La compagnia che ha preso il posto di Alitalia è nata già con lo scopo di essere costituita su misura per il gigante tedesco: più che dimezzata e con un costo del lavoro da low cost potrà riempire i voli intercontinentali di Lufthansa esattamente come la svizzera Swissair o la belga Sabena.
A condire il tutto con un po’ di patriottismo che ha già convinto gli esponenti di Fratelli d’Italia – da Fabio Rampelli in giù finora ferrei avversari del «metodo Fca» usato da Altavilla (che ora potrà prendersi il suo milioncino di stipendio) – è arrivato il prestanome Gianluigi Aponte che con la sua Msc abbindola chi ci casca nel sostenere di voler fare di Ita una compagnia cargo.
Qualche inceppo nel meccanismo però c’è: Aponte è italiano ma è residente in Svizzera e sfrutta le leggi dei Cantoni per non pubblicare i propri bilanci. Un’opacità che rallenta la «trattativa privata» richiesta. Franco allora ieri ha dovuto annunciare un decreto (Dpcm) con l’alternativa fra «offerta pubblica o vendita diretta». Toccherà ai soliti advisor scelti dal Mef – azionista unico di Ita – prendersi l’onere di scegliere la seconda strada.
Di sicuro Franco ha già annunciato che il Mef – dunque lo stato – avrà una quota di minoranza e si affretterà poi presto a vendere tutto, ultimando la prima privatizzazione dell’era Covid: un vero controsenso.

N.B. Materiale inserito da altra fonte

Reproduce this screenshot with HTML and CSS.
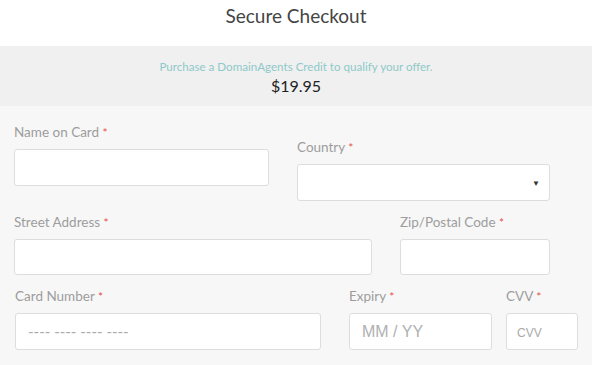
FILE: index.html
```html
<!DOCTYPE html>
<html lang="en">
<head>
  <meta charset="UTF-8">
  <title>Secure Checkout</title>
  <link rel="stylesheet" href="styles.css">
</head>
<body>
  <header class="title">Secure Checkout</header>

  <div class="offer">
    <p class="offer-note">Purchase a DomainAgents Credit to qualify your offer.</p>
    <p class="offer-price">$19.95</p>
  </div>

  <form class="checkout">
    <div class="row row-1">
      <div class="field f-name">
        <label>Name on Card <span class="req">*</span></label>
        <input type="text">
      </div>
      <div class="field f-country">
        <label>Country <span class="req">*</span></label>
        <div class="select">
          <span class="caret">&#9660;</span>
        </div>
      </div>
    </div>

    <div class="row row-2">
      <div class="field f-street">
        <label>Street Address <span class="req">*</span></label>
        <input type="text">
      </div>
      <div class="field f-zip">
        <label>Zip/Postal Code <span class="req">*</span></label>
        <input type="text">
      </div>
    </div>

    <div class="row row-3">
      <div class="field f-card">
        <label>Card Number <span class="req">*</span></label>
        <input type="text" class="card-input" placeholder="---- ---- ---- ----">
      </div>
      <div class="field f-expiry">
        <label>Expiry <span class="req">*</span></label>
        <input type="text" class="expiry-input" placeholder="MM / YY">
      </div>
      <div class="field f-cvv">
        <label>CVV <span class="req">*</span></label>
        <input type="text" class="cvv-input" placeholder="CVV">
      </div>
    </div>
  </form>
</body>
</html>
```

FILE: styles.css
```css
body {
  margin: 0;
  font-family: Lato, "Open Sans", sans-serif;
  background: #f7f7f7;
}
.title {
  background: #fff;
  height: 46px;
  line-height: 32px;
  text-align: center;
  font-size: 19px;
  color: #444;
}
.offer {
  background: #f0f0f0;
  height: 60px;
  text-align: center;
  box-sizing: border-box;
  padding-top: 14px;
}
.offer p { margin: 0; }
.offer-note {
  font-size: 11.6px;
  line-height: 14px;
  color: #8ec9c9;
}
.offer-price {
  font-size: 16px;
  line-height: 20px;
  margin-top: 2px !important;
  color: #222;
}
.checkout {
  padding: 18px 14px 0;
}
.row {
  display: flex;
  align-items: flex-start;
}
.row-2 { margin-top: 13px; }
.row-3 { margin-top: 13px; }
.field label {
  display: block;
  font-size: 13.5px;
  line-height: 16px;
  color: #9d9d9d;
  margin-bottom: 8px;
}
.req { color: #e5534b; font-size: 12px; }
.field input,
.select {
  display: block;
  box-sizing: border-box;
  width: 100%;
  height: 37px;
  background: #fff;
  border: 1px solid #ddd;
  border-radius: 3px;
  padding: 0 12px;
  font-family: inherit;
  outline: none;
}
.f-name { width: 255px; }
.f-country { width: 253px; margin-left: 28px; margin-top: 15px; }
.select { position: relative; }
.caret {
  position: absolute;
  right: 9px;
  top: 13px;
  font-size: 8px;
  color: #333;
}
.f-street { width: 358px; }
.f-street input, .f-zip input { height: 36px; }
.f-zip { width: 150px; margin-left: 28px; }
.f-card { width: 306px; margin-left: 1px; }
.f-expiry { width: 143px; margin-left: 28px; }
.f-cvv { width: 72px; margin-left: 14px; }
.card-input::placeholder { color: #aaa; font-size: 15px; }
.expiry-input::placeholder { color: #b0b0b0; font-size: 16px; font-family: "Liberation Sans", sans-serif; }
.cvv-input { padding: 0 10px !important; }
.cvv-input::placeholder { color: #aaa; font-size: 12px; font-family: "Liberation Sans", sans-serif; }
```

Che anche la Filt Cgil evidenzia chiedendo invece al governo di «mantenere la maggioranza potendo esercitare la Golden Power in un settore strategico che non può essere lasciato a concorrenti stranieri», conclude il segretario nazionale Fabrizio Cuscito.
A contrastare questo demenziale piano continua a esserci quasi in solitaria il sindaco di Fiumicino Esterino Montino, conscio del depauperamento totale dell’indotto dell’hub romano. «Si può ufficialmente dire che l’Italia non avrà più una compagnia di bandiera – constata amaro – avevamo ampiamente previsto che la vicenda Alitalia/Ita sarebbe finita con la svendita di un asset per l’Italia che non giocherà alcun ruolo nella gestione dei flussi turistici nel paese più visitato d’Europa», conclude.
Ieri dunque si è materializzato il trionfo dei liberisti nostrani che da decenni aggiornano compulsivamente «i miliardi pubblici gettati nella voragine Alitalia». Dimenticando che sia Lufthansa che Air France hanno invece una partecipazione pubblica forte e sono entrambe vere «compagnie di bandiera».
Quanto ai circa 8 mila esuberi ex Alitalia per loro rimane solo la strada dei tribunali del Lavoro, intrapresa già da molti per rivendicare il loro diritto a essere riassunti in Ita.